What would happen if we used a nested data structure inside a single input/output to construct this graph?

If instead we wanted to have a single output containing a nested structure FibData then we would initialize the graph builder as follows:

class FibData(NamedTuple):
    a: int
    b: int

fib_step_2 = GraphBuilder(TKR[FibData], TKR[FibData])

However we would then not be able to access attributes of FibData in the graph builder code.
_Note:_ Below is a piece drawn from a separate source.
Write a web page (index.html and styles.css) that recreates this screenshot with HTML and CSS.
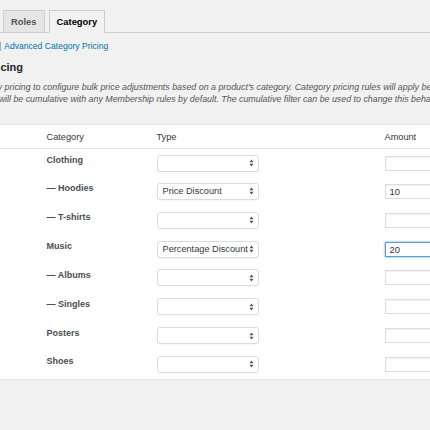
FILE: index.html
```html
<!DOCTYPE html>
<html lang="en">
<head>
  <meta charset="UTF-8">
  <meta name="viewport" content="width=device-width, initial-scale=1">
  <title>Category Pricing</title>
  <link rel="stylesheet" href="styles.css">
</head>
<body>
  <div class="wrap">
    <nav class="nav-tabs">
      <a href="#" class="tab">Roles</a>
      <a href="#" class="tab active">Category</a>
    </nav>

    <ul class="subsubsub">
      <li><a href="#" class="current">Category Pricing</a> |</li>
      <li><a href="#">Advanced Category Pricing</a></li>
    </ul>

    <h2>Category Pricing</h2>
    <p class="description">
      Use category pricing to configure bulk price adjustments based on a product's category. Category pricing rules will apply before any<br>
      These rules will be cumulative with any Membership rules by default. The cumulative filter can be used to change this behavior.
    </p>

    <!-- Category rules table -->
    <table class="rules">
      <colgroup>
        <col class="col-check">
        <col class="col-cat">
        <col class="col-type">
        <col class="col-amount">
      </colgroup>
      <thead>
        <tr>
          <th></th>
          <th>Category</th>
          <th>Type</th>
          <th>Amount</th>
        </tr>
      </thead>
      <tbody>
        <tr>
          <td></td>
          <th>Clothing</th>
          <td><div class="select"><span></span><svg width="5" height="8" viewBox="0 0 5 8"><path d="M2.5 0.5 L4.6 3.3 H0.4 Z M2.5 7.5 L4.6 4.7 H0.4 Z"/></svg></div></td>
          <td><input type="text" class="amount"></td>
        </tr>
        <tr>
          <td></td>
          <th>— Hoodies</th>
          <td><div class="select"><span>Price Discount</span><svg width="5" height="8" viewBox="0 0 5 8"><path d="M2.5 0.5 L4.6 3.3 H0.4 Z M2.5 7.5 L4.6 4.7 H0.4 Z"/></svg></div></td>
          <td><input type="text" class="amount" value="10"></td>
        </tr>
        <tr>
          <td></td>
          <th>— T-shirts</th>
          <td><div class="select"><span></span><svg width="5" height="8" viewBox="0 0 5 8"><path d="M2.5 0.5 L4.6 3.3 H0.4 Z M2.5 7.5 L4.6 4.7 H0.4 Z"/></svg></div></td>
          <td><input type="text" class="amount"></td>
        </tr>
        <tr>
          <td></td>
          <th>Music</th>
          <td><div class="select"><span>Percentage Discount</span><svg width="5" height="8" viewBox="0 0 5 8"><path d="M2.5 0.5 L4.6 3.3 H0.4 Z M2.5 7.5 L4.6 4.7 H0.4 Z"/></svg></div></td>
          <td><input type="text" class="amount focus" value="20"></td>
        </tr>
        <tr>
          <td></td>
          <th>— Albums</th>
          <td><div class="select"><span></span><svg width="5" height="8" viewBox="0 0 5 8"><path d="M2.5 0.5 L4.6 3.3 H0.4 Z M2.5 7.5 L4.6 4.7 H0.4 Z"/></svg></div></td>
          <td><input type="text" class="amount"></td>
        </tr>
        <tr>
          <td></td>
          <th>— Singles</th>
          <td><div class="select"><span></span><svg width="5" height="8" viewBox="0 0 5 8"><path d="M2.5 0.5 L4.6 3.3 H0.4 Z M2.5 7.5 L4.6 4.7 H0.4 Z"/></svg></div></td>
          <td><input type="text" class="amount"></td>
        </tr>
        <tr>
          <td></td>
          <th>Posters</th>
          <td><div class="select"><span></span><svg width="5" height="8" viewBox="0 0 5 8"><path d="M2.5 0.5 L4.6 3.3 H0.4 Z M2.5 7.5 L4.6 4.7 H0.4 Z"/></svg></div></td>
          <td><input type="text" class="amount"></td>
        </tr>
        <tr>
          <td></td>
          <th>Shoes</th>
          <td><div class="select"><span></span><svg width="5" height="8" viewBox="0 0 5 8"><path d="M2.5 0.5 L4.6 3.3 H0.4 Z M2.5 7.5 L4.6 4.7 H0.4 Z"/></svg></div></td>
          <td><input type="text" class="amount"></td>
        </tr>
      </tbody>
    </table>
  </div>
</body>
</html>
```

FILE: styles.css
```css
html, body {
  margin: 0;
  padding: 0;
  overflow: hidden;
}

body {
  background: #f1f1f1;
  color: #444;
  font-family: 'Liberation Sans', Arial, sans-serif;
  font-size: 8.5px;
}

/* the screenshot is cropped on the left, so the page is shifted */
.wrap {
  margin-left: -65px;
  width: 620px;
}

.nav-tabs {
  display: flex;
  padding: 10px 0 0 64px;
  border-bottom: 1px solid #ccc;
}

.tab {
  margin-left: 4px;
  margin-bottom: -1px;
  padding: 4px 7px 3px;
  line-height: 14px;
  font-size: 9.4px;
  font-weight: bold;
  color: #555;
  text-decoration: none;
  background: #e5e5e5;
  border: 1px solid #ccc;
}

.tab.active {
  background: #f1f1f1;
  color: #000;
  border-bottom-color: #f1f1f1;
}

.subsubsub {
  list-style: none;
  margin: 8px 0 0 -2px;
  padding: 0;
  display: flex;
  line-height: 11px;
  font-size: 8.6px;
  color: #666;
}

.subsubsub li {
  margin-right: 3px;
}

.subsubsub a {
  color: #0073aa;
  text-decoration: none;
}

.subsubsub a.current {
  color: #000;
}

h2 {
  margin: 8px 0 0;
  font-size: 11px;
  line-height: 14px;
  font-weight: bold;
  color: #23282d;
}

.description {
  margin: 8px 0 0 15px;
  font-size: 8.85px;
  font-style: italic;
  line-height: 11.5px;
  color: #555;
  white-space: nowrap;
}

.rules {
  margin-top: 19px;
  width: 549px;
  table-layout: fixed;
  border-collapse: collapse;
  background: #fff;
  border: 1px solid #e5e5e5;
  box-shadow: 0 1px 1px rgba(0, 0, 0, 0.04);
}

.col-check { width: 111px; }
.col-cat { width: 110px; }
.col-type { width: 228px; }
.col-amount { width: 100px; }

.rules thead th {
  height: 22px;
  padding: 1px 0 0;
  text-align: left;
  font-size: 9.2px;
  font-weight: normal;
  color: #32373c;
  border-bottom: 1px solid #e1e1e1;
}

.rules tbody tr {
  height: 28.85px;
}

.rules tbody th,
.rules tbody td {
  padding: 0;
  vertical-align: top;
}

.rules tbody th {
  padding-top: 6px;
  text-align: left;
  font-size: 9px;
  line-height: 11px;
  font-weight: bold;
  color: #4a4d52;
}

.rules tbody td {
  padding-top: 5.5px;
}

.select {
  box-sizing: border-box;
  width: 102px;
  height: 17px;
  display: flex;
  align-items: center;
  justify-content: space-between;
  padding: 0 4px 0 5px;
  background: #fff;
  border: 1px solid #dcdcdc;
  border-radius: 3px;
  box-shadow: 0 1px 0 rgba(0, 0, 0, 0.03);
  font-size: 9.2px;
  color: #32373c;
  white-space: nowrap;
}

.select svg {
  fill: #555;
  flex: none;
}

.amount {
  box-sizing: border-box;
  display: block;
  width: 80px;
  height: 15px;
  margin: 1px 0 0;
  padding: 0 4px;
  font-family: 'Liberation Sans', Arial, sans-serif;
  font-size: 9.5px;
  color: #32373c;
  background: #fff;
  border: 1px solid #ddd;
  border-radius: 0;
  box-shadow: inset 0 1px 2px rgba(0, 0, 0, 0.07);
  outline: none;
}

.amount.focus {
  border-color: #5b9dd9;
  box-shadow: 0 0 2px rgba(30, 140, 190, 0.8);
}
```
# type error: 'TKR' object has no attribute 'a'
sum = fib_step_2.task(iadd(fib_step_2.inputs.a, fib_step_2.inputs.b))

Hint

We can use the different behavior of the above two examples to create a separation of concerns between the graph builder and the workers. If some data is required in graph builder code then we use multiple inputs/outputs. If some data is only used in workers and can be passed between them without the graph needing to inspect them then we use a single input/output containing within it a nested data structure.

Combinations of single and multiple inputs

We can combine the various types of inputs and outputs in the natural way. For instance the following are all valid ways to construct a GraphBuilder object:

class MultiPortInputData(NamedTuple):
    a: TKR[int]
    b: TKR[str]

class MultiPortOutputData(NamedTuple):
    a: TKR[str]
    b: TKR[list[int]]

g = GraphBuilder(TKR[int], TKR[str])
g = GraphBuilder(MultiPortInputData, MultiPortOutputData)
g = GraphBuilder(TKR[str], MultiPortOutputData)
g = GraphBuilder(MultiPortInputData, TKR[str])

Execution

Since we still only use built-in functions, we execute the graph in the same way as before. For the examples with graph inputs, we provide the input in the third argument of run_graph.

from uuid import UUID
from pathlib import Path

from tierkreis import run_graph
from tierkreis.storage import FileStorage, read_outputs
from tierkreis.executor import ShellExecutor

storage = FileStorage(UUID(int=99), name="Graph inputs and outputs")
executor = ShellExecutor(Path("."), logs_path=storage.logs_path)

storage.clean_graph_files()
run_graph(storage, executor, f.get_data(), 10)
print(read_outputs(storage))

storage.clean_graph_files()
run_graph(storage, executor, init_data.get_data(), {})
print(read_outputs(storage))

storage.clean_graph_files()
run_graph(storage, executor, fib_step.get_data(), {'a': 0, 'b': 1})
print(read_outputs(storage))

21
[0, 1]

{'a': 1, 'b': 1}